I don’t doubt that, which is why I said, a woman who is “hot” can basically have her pick of male sexual partners.

Are you really going to sit here and tell me that any of the women shown here (safe for work) wouldn’t have an easy time sleeping with as many willing male partners as they wanted, if they decided that’s what they wanted to do? And this wouldn’t have shit to do with any skilled act they accomplished, like music, sports or money, but just based on how they looked - the looks they were born with?

Did I ever say anything to contradict that?

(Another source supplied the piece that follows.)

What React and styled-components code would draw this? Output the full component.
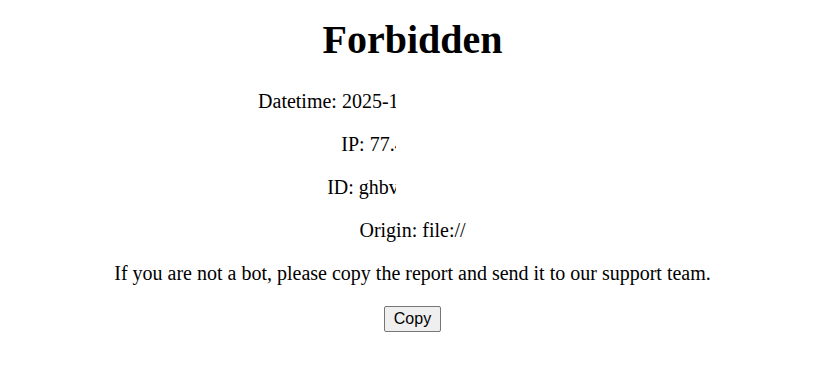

Didn’t my post end with:

There is no value judgment there.

I also want to point out that Katy Perry’s association with Russell Brand probably contributes to her image as a “slut.”

I gotta say, for being 25, you sure have a surprising attitude about sexuality and modern gender roles.

ETA: I didn’t really mean for that to sound quite as judgmental as it came off - “surprising” doesn’t necessarily mean bad.

Honestly, I’m loving it.

I’ve always hated not only the double standard, but also the Victorian era sensibilities when it comes to sex in this country.

AND she had the good taste to be playing a Gibson “Dave Grohl Reissue” of a 1965 Trini Lopez 335.

Anyone who has the good taste to play THAT particular guitar is “right on” as far as I’m concerned.

Anyone who knows anything about electric guitars will know she didn’t choose that guitar by accident.